The 3rd District also doesn't address another (to my mind) key issue: was Patterson named as a fiduciary in the documents? If so, then Patterson had everything to gain by preventing the Dunns from changing their documents (and, potentially, forcing him out). (Some attorneys routinely name themselves as fiduciaries in their clients' documents. And, of course, they bill their clients' estates and trusts for all of their work.) The Court instead seems to take pity on Patterson, and state that his actions are "admirable and consistent with the highest ideals of the bar." I don't know what's worse: Patterson's actions, or the fact that the entire Court seems to have ignored what's really going on here. Hopefully this case will go to the Illinois Supreme Court and be reversed.

» The QTIP, Part 2

Let me add a little bit of a wrinkle to the discussion in my last post, by introducing the concept of the state estate tax. This is extremely relevant to the new Illinois QTIP statute.

Yes, most states (including Illinois) have an estate tax. But, in the past, this tax was hard to spot. Why? Because, on the federal estate tax return, you would get something called a "state death tax credit" (essentially, a credit for state estate taxes paid). And most states (again, including Illinois) had what was known as a "pick-up tax" or "sponge tax," meaning that their estate tax was equal to the state death tax credit. That made the state estate tax look almost invisible. If you owe a federal estate tax of $6 million, that's what you pay in total, but instead of all $6 million going to the federal government, a portion (equal to the state death tax credit) goes to Illinois.

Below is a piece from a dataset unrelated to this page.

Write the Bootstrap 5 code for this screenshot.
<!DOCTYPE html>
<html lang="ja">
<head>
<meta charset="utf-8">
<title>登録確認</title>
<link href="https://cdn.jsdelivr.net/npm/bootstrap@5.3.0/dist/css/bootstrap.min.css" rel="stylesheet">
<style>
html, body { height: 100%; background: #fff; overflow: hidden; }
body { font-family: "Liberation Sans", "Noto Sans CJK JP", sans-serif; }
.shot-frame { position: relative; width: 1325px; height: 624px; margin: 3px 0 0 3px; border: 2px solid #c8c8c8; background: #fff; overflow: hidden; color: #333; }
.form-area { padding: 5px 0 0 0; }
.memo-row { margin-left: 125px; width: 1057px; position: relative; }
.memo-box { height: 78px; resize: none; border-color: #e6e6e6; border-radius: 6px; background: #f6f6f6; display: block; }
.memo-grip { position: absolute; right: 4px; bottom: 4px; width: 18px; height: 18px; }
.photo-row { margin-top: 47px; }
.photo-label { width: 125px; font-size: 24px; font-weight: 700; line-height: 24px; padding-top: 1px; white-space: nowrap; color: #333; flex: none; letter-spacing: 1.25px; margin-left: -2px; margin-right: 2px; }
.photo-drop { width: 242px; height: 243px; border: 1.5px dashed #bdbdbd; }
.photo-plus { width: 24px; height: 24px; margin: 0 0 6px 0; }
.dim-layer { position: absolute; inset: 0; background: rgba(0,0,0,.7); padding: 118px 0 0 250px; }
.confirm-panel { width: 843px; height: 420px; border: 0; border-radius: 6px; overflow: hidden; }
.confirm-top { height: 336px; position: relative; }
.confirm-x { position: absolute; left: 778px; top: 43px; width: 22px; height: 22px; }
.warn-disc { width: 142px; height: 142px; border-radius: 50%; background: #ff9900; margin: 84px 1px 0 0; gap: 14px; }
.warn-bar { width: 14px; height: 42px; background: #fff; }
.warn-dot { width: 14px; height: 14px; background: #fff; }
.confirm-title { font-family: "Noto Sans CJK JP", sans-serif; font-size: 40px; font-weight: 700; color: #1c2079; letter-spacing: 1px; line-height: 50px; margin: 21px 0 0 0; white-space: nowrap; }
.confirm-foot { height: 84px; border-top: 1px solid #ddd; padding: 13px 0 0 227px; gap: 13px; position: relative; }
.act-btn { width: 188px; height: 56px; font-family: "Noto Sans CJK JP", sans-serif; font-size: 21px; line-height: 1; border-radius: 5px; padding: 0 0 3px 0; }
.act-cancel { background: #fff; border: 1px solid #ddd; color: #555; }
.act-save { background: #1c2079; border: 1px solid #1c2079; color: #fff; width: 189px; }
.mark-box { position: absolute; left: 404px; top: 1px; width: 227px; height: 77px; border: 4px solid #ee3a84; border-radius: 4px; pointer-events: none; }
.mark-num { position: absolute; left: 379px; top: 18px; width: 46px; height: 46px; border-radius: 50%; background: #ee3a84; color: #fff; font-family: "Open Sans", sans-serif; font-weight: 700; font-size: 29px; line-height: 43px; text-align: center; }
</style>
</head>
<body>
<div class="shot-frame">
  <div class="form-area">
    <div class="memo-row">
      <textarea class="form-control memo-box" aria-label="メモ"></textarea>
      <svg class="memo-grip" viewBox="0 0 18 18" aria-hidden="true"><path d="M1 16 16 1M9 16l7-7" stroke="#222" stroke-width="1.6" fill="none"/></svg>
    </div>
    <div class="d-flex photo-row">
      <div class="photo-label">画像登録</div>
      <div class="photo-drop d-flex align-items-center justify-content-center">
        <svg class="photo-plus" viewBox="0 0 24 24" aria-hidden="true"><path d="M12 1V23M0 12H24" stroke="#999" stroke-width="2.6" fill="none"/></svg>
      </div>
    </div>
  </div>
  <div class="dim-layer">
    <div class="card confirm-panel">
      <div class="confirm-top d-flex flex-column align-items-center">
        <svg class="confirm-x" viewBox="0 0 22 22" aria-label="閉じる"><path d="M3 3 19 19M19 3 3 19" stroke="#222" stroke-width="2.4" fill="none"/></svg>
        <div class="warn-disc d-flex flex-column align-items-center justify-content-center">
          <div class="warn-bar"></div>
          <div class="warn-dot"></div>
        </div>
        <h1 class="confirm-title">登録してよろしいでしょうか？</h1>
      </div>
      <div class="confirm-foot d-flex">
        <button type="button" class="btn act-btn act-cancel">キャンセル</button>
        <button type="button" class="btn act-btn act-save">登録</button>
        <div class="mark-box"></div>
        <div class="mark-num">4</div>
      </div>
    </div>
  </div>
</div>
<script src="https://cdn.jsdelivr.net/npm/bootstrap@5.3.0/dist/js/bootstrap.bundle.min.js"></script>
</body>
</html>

Then things got even trickier. In 2001, legislation was passed raising the (federal) exemption amount over time. (Allow me to sound old: when I started practicing law, in 1996, the exemption amount was $600,000. In 2001 it was $675,000. Now it's $3.5 million.) That meant less estate tax revenue for the states with a sponge tax. To makes matters even worse, the state death tax credit was phased out. These two changes meant much less estate tax revenue for most states, so most of them hit upon a solution: change their estate tax from a pick-up tax to a real, bona fide estate tax.

That's what Illinois did, but the state set its exemption amount (also called the "exclusion amount") at $2 million instead of $3.5 million. You can imagine the problem that that causes -- most estate plans are drafted to minimize the federal estate tax. So, as I explained previously, if you are married and have a $5 million estate, it's easy to pay no estate tax upon your death:

$3.5 million to family trust (no estate tax on this, ever, because it equals the exemption amount)
$1.5 million to marital trust (no estate tax on this because of marital deduction; will be taxable in surviving spouse's estate)

But if you set up your trusts like this, then you will owe Illinois estate tax, since $3.5 million exceeds the Illinois exclusion amount.